How many follow-up emails should I send per prospect?

Belkins' analysis of 49,000 outreach sequences found that a two-email sequence with one follow-up achieves the highest reply rate at 6.9%. Reply rates increase by up to 49% after the first follow-up compared to single-email sequences. Beyond two to three follow-ups, returns diminish and spam complaint risk increases. Business Name

How many new prospects does the average B2B SDR contact per day?

Bridge Group's 2025 SDR Metrics data puts the daily median at 41 emails per day for outbound B2B SaaS SDRs. For AEs doing more targeted outreach, the number is significantly lower — typically 3 to 8 new prospects per day for mid-market and 1 to 3 for enterprise, compensated by higher reply rates per prospect reached. Mosaic

Should I optimize for volume or conversion rates?
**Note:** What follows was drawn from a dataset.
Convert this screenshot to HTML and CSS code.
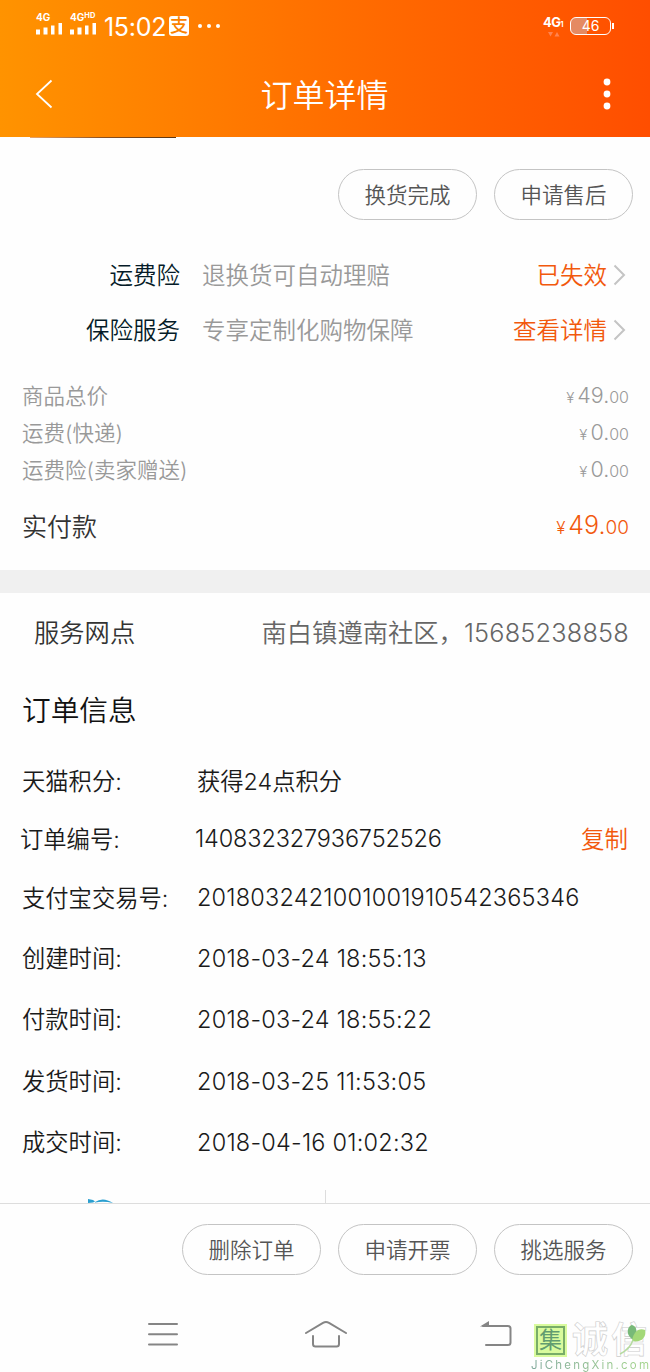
FILE: index.html
```html
<!DOCTYPE html>
<html lang="zh-CN">

<head>
    <meta charset="UTF-8">
    <meta name="viewport" content="width=device-width, initial-scale=1.0">
    <title>订单详情</title>

    <link rel="stylesheet" href="styles.css">
</head>

<body>
    <div id="app">
        <header class="header">
            <div class="status">
                <div class="signal">
                    <span>4G</span>
                    <svg width="26" height="12" viewBox="0 0 26 12" fill="#fff">
                        <path d="M0 6.500h4v5H0zM7.500 4.500h4v7h-4zM15 2.500h3.500v9H15zM22.500 0H26v11.500h-3.500z" />
                    </svg>
                </div>
                <div class="signal segundo">
                    <span>4G<sup>HD</sup></span>
                    <svg width="26" height="12" viewBox="0 0 26 12" fill="#fff">
                        <path d="M0 6.500h4v5H0zM7.500 4.500h4v7h-4zM15 2.500h3.500v9H15zM22.500 0H26v11.500h-3.500z" />
                    </svg>
                </div>
                <span class="clock">15:02</span>
                <span class="alipay">支</span>
                <span class="more"><i></i><i></i><i></i></span>
                <div class="net">
                    <span>4G<small>1</small></span>
                    <svg width="12" height="5" viewBox="0 0 12 5" fill="#ff8450">
                        <path d="M0 0h5L2.500 4.500zM6.500 4.500h5L9 0z" />
                    </svg>
                </div>
                <div class="battery"><span>46</span></div>
            </div>
            <div class="titlebar">
                <svg class="back" width="18" height="30" viewBox="0 0 18 30" fill="none" stroke="#fff" stroke-width="1.800">
                    <path d="M16.500 1.500L2 15l14.500 13.500" />
                </svg>
                <h1>订单详情</h1>
                <svg class="menu" width="8" height="32" viewBox="0 0 8 32" fill="#fff">
                    <circle cx="4" cy="4" r="3.400" />
                    <circle cx="4" cy="16" r="3.400" />
                    <circle cx="4" cy="28" r="3.400" />
                </svg>
            </div>
        </header>

        <main>
            <div class="thumb"></div>
            <div class="actions">
                <button>换货完成</button>
                <button>申请售后</button>
            </div>

            <div class="insurance">
                <span class="name">运费险</span>
                <span class="desc">退换货可自动理赔</span>
                <a>已失效</a>
                <svg width="13" height="22" viewBox="0 0 13 22" fill="none" stroke="#c4c4c4" stroke-width="2">
                    <path d="M1.500 1.500L11 11l-9.500 9.500" />
                </svg>
            </div>
            <div class="insurance">
                <span class="name">保险服务</span>
                <span class="desc">专享定制化购物保障</span>
                <a>查看详情</a>
                <svg width="13" height="22" viewBox="0 0 13 22" fill="none" stroke="#c4c4c4" stroke-width="2">
                    <path d="M1.500 1.500L11 11l-9.500 9.500" />
                </svg>
            </div>

            <div class="prices">
                <div class="price"><span>商品总价</span><span class="valor"><small class="yen">¥</small>49.<small>00</small></span></div>
                <div class="price"><span>运费(快递)</span><span class="valor"><small class="yen">¥</small>0.<small>00</small></span></div>
                <div class="price"><span>运费险(卖家赠送)</span><span class="valor"><small class="yen">¥</small>0.<small>00</small></span></div>
                <div class="price total"><span>实付款</span><span class="valor"><small class="yen">¥</small>49.<small>00</small></span></div>
            </div>

            <div class="divider"></div>

            <div class="station">
                <span>服务网点</span>
                <span class="address">南白镇遵南社区，<b>15685238858</b></span>
            </div>

            <h2>订单信息</h2>

            <div class="info points"><span>天猫积分:</span><span>获得24点积分</span></div>
            <div class="info number"><span>订单编号:</span><span>140832327936752526</span><a>复制</a></div>
            <div class="info trade"><span>支付宝交易号:</span><span>2018032421001001910542365346</span></div>
            <div class="info time"><span>创建时间:</span><span>2018-03-24 18:55:13</span></div>
            <div class="info time"><span>付款时间:</span><span>2018-03-24 18:55:22</span></div>
            <div class="info time"><span>发货时间:</span><span>2018-03-25 11:53:05</span></div>
            <div class="info time"><span>成交时间:</span><span>2018-04-16 01:02:32</span></div>

            <div class="contact">
                <div>
                    <svg width="27" height="5" viewBox="0 0 27 5" fill="#2a9fd0">
                        <path d="M1 0l5 1L8 2.500l-2 1L1 4zM8 3Q16-2.500 26 4q-9-2-18-.5z" />
                    </svg>
                </div>
            </div>
        </main>

        <footer class="actions bottom">
            <button>删除订单</button>
            <button>申请开票</button>
            <button>挑选服务</button>
        </footer>

        <nav>
            <svg width="30" height="26" viewBox="0 0 30 26" fill="none" stroke="#858585" stroke-width="2" stroke-linecap="round">
                <path d="M1 3h28M1 13.300h28M1 23.600h28" />
            </svg>
            <svg class="home" width="42" height="28" viewBox="0 0 42 28" fill="none" stroke="#858585" stroke-width="2" stroke-linecap="round" stroke-linejoin="round">
                <path d="M1 13L18 2.800q3-1.600 6 0L41 13M8 16v8q0 2.500 2.500 2.500h21q2.500 0 2.500-2.500v-8" />
            </svg>
            <svg width="32" height="26" viewBox="0 0 32 26" fill="none" stroke="#858585" stroke-width="2" stroke-linecap="round">
                <path d="M3 5h25q2.500 0 2.500 2.500v14q0 2.500-2.500 2.500H6" />
                <path d="M0 5.500L9 0v5.500z" fill="#858585" stroke="none" />
            </svg>
        </nav>

        <div class="watermark">
            <div class="logo">
                <span class="seal">集</span>
                <span class="outline">诚信</span>
                <svg width="30" height="32" viewBox="0 0 30 32">
                    <path d="M16 16C7 12 9 2 14 1c5 1 6 8 2 15z" fill="#78b978" />
                    <path d="M14 17C15 8 21 3 27 6c2 7-4 13-13 11z" fill="#a3d878" />
                    <path d="M15 16Q12 25 2 30" fill="none" stroke="#b5dba0" stroke-width="1.500" />
                </svg>
            </div>
            <div class="site">JiChengXin.com</div>
        </div>
    </div>
</body>

</html>
```
FILE: styles.css
```css
* {
    padding: 0;
    margin: 0;
    box-sizing: border-box;
}

body {
    font-family: Inter, 'Noto Sans CJK SC', sans-serif;
    font-weight: 350;
    background-color: #fefefe;
    color: #222;
}

#app {
    position: relative;
    width: 650px;
    height: 1372px;
    overflow: hidden;
    white-space: nowrap;
}

.header {
    height: 137px;
    background: linear-gradient(to right, #ff9300, #ff6f00 50%, #ff4e00);
    color: #fff;
}

.status {
    height: 51px;
    padding: 0 36px;
    display: flex;
    align-items: center;
}

.signal {
    width: 26px;
    height: 22px;
    display: flex;
    flex-direction: column;
    justify-content: space-between;
    font-size: 10px;
    font-weight: 700;
    line-height: 9px;
    margin-top: -4px;
}

.signal sup {
    font-size: 7.5px;
    line-height: 0;
    vertical-align: 3px;
}

.signal.segundo {
    margin-left: 8px;
}

.clock {
    width: 65px;
    margin-left: 8px;
    padding-top: 2px;
    font-size: 25px;
    font-weight: 400;
    letter-spacing: -0.3px;
}

.alipay {
    width: 20px;
    height: 20px;
    border-radius: 3px;
    background-color: #fff;
    color: #fa8200;
    font-size: 18px;
    font-weight: 500;
    line-height: 20px;
    text-align: center;
}

.more {
    display: flex;
    gap: 5px;
    margin-left: 9px;
}

.more i {
    width: 4px;
    height: 4px;
    border-radius: 50%;
    background-color: #fff;
}

.net {
    width: 22px;
    margin-left: auto;
    font-size: 13px;
    font-weight: 700;
    line-height: 14px;
    letter-spacing: -0.5px;
    display: flex;
    flex-direction: column;
}

.net small {
    font-size: 7px;
}

.net svg {
    margin-left: 5px;
}

.battery {
    position: relative;
    width: 41px;
    height: 18px;
    margin: 0 3px 0 5px;
    border: 1.5px solid #fff;
    border-radius: 6px;
    background: linear-gradient(to right, #e58a62 42%, transparent 42%);
    font-size: 14px;
    font-weight: 400;
    line-height: 16px;
    text-align: center;
}

.battery::after {
    content: '';
    position: absolute;
    right: -4px;
    top: 5px;
    width: 2px;
    height: 6px;
    background-color: #fff;
}

.titlebar {
    height: 86px;
    padding: 0 39px 0 35px;
    display: flex;
    align-items: center;
    justify-content: space-between;
}

h1 {
    padding: 0 7px 3px 0;
    font-size: 32px;
    font-weight: 350;
}

main {
    height: 1066px;
}

.thumb {
    width: 146px;
    height: 1px;
    margin-left: 30px;
    background: linear-gradient(to right, #e8a46a, #8a5020 50%, #5c3510);
}

.actions {
    height: 109px;
    padding: 31px 17px 0 0;
    display: flex;
    justify-content: flex-end;
    gap: 17px;
}

button {
    width: 139px;
    height: 51px;
    padding-bottom: 2px;
    border: 1px solid #c4c4c4;
    border-radius: 26px;
    background-color: #fefefe;
    color: #555;
    font-family: inherit;
    font-size: 21.5px;
    font-weight: 350;
}

.insurance {
    height: 55px;
    padding-right: 24px;
    display: flex;
    align-items: center;
    font-size: 23.5px;
    color: #999;
}

.insurance span,
.insurance a {
    padding-bottom: 2px;
}

.insurance .name {
    width: 180px;
    text-align: right;
    color: #051b28;
}

.insurance .desc {
    margin-left: 22px;
}

.insurance a {
    margin-left: auto;
    margin-right: 6px;
}

a {
    color: #f2590d;
}

.prices {
    height: 213px;
    padding: 19px 21px 0 22px;
}

.price {
    height: 37px;
    display: flex;
    align-items: center;
    justify-content: space-between;
    font-size: 21.5px;
    color: #999;
}

.price small {
    font-size: 16px;
}

.price .yen {
    font-size: 15px;
    margin-right: 3px;
}

.total {
    height: 76px;
    font-size: 25px;
    color: #333;
}

.total .valor {
    color: #f2590d;
}

.total small {
    font-size: 19px;
}

.total .yen {
    font-size: 17px;
}

.divider {
    height: 23px;
    background-color: #f0f0f0;
}

.station {
    height: 78px;
    padding: 0 21px 3px 34px;
    display: flex;
    align-items: center;
    justify-content: space-between;
    font-size: 25.3px;
    color: #333;
}

.address {
    color: #666;
}

.address b {
    font-weight: 350;
    letter-spacing: 0.2px;
}

h2 {
    height: 80px;
    padding-left: 22px;
    font-size: 28.7px;
    font-weight: 350;
    line-height: 80px;
    color: #111;
}

.info {
    height: 61.3px;
    padding: 0 22px;
    display: flex;
    align-items: center;
    font-size: 23.5px;
    color: #1a1a1a;
}

.info span:first-child {
    width: 175px;
    padding-bottom: 1px;
    font-size: 23.3px;
}

.info a {
    margin-left: auto;
    padding-bottom: 2px;
}

.points,
.number,
.trade {
    height: 58.6px;
}

.points span:last-child {
    font-size: 23.3px;
}

.number {
    padding-left: 20px;
}

.number span:last-of-type {
    letter-spacing: -0.15px;
}

.trade span:last-child {
    letter-spacing: 0.2px;
}

.time span:last-child {
    padding-top: 2px;
    letter-spacing: 0.22px;
}

.contact {
    height: 31px;
    display: flex;
    align-items: flex-end;
}

.contact div {
    width: 326px;
    height: 13px;
    padding: 8px 0 0 87px;
    border-right: 1px solid #ddd;
    line-height: 0;
}

.actions.bottom {
    height: 93px;
    padding-top: 20px;
    border-top: 1px solid #ddd;
}

nav {
    height: 76px;
    padding: 0 138px 0 148px;
    display: flex;
    align-items: center;
    justify-content: space-between;
}

nav .home {
    margin-right: 6px;
}

.watermark {
    position: absolute;
    left: 531px;
    top: 1323px;
    width: 119px;
}

.logo {
    position: relative;
    height: 34px;
    display: flex;
    align-items: center;
}

.seal {
    width: 29px;
    height: 29px;
    margin-left: 5px;
    border: 2px solid #78ad68;
    outline: 2px solid #d9fb9d;
    background-color: #d9fb9d;
    color: #629c70;
    font-size: 23px;
    font-weight: 400;
    line-height: 25px;
    text-align: center;
}

.outline {
    margin-left: 7px;
    font-size: 36px;
    font-weight: 700;
    line-height: 32px;
    letter-spacing: 3px;
    color: #fff;
    -webkit-text-stroke: 0.6px #ccc;
}

.logo svg {
    position: absolute;
    right: 2px;
    top: 1px;
}

.site {
    margin-top: 2px;
    font-size: 11.5px;
    font-weight: 400;
    line-height: 13px;
    letter-spacing: 2.2px;
    background: linear-gradient(to right, #7fa89a, #a5d68c);
    -webkit-background-clip: text;
    color: transparent;
}
```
Conversion rates, specifically reply rate first. Moving your reply rate from 4% to 8% halves the number of new prospects you need to contact per day to generate the same pipeline. The reply rate is driven by targeting quality and message relevance — a precisely targeted, relevant email will outperform a generic one by a factor of three to five regardless of volume.

What if my required daily prospect count is above what I can realistically handle?

That is a signal that something in the funnel math is misaligned. Either your quota is aggressive relative to your deal size and win rate, or your conversion rates are below market. Use the calculator to identify which stage is creating the constraint — reply rate, reply-to-meeting conversion, or win rate — and focus improvement there before scaling volume.

Does the calculator account for follow-up sequences?

The "new prospects per day" figure represents genuinely new prospects added to your outreach sequence each day. Your total daily email volume will be higher if you are running multi-touch sequences, because some emails on any given day are follow-ups to prospects contacted on previous days. The reply rate you enter should reflect your actual reply rate across the full sequence, not just on the first email.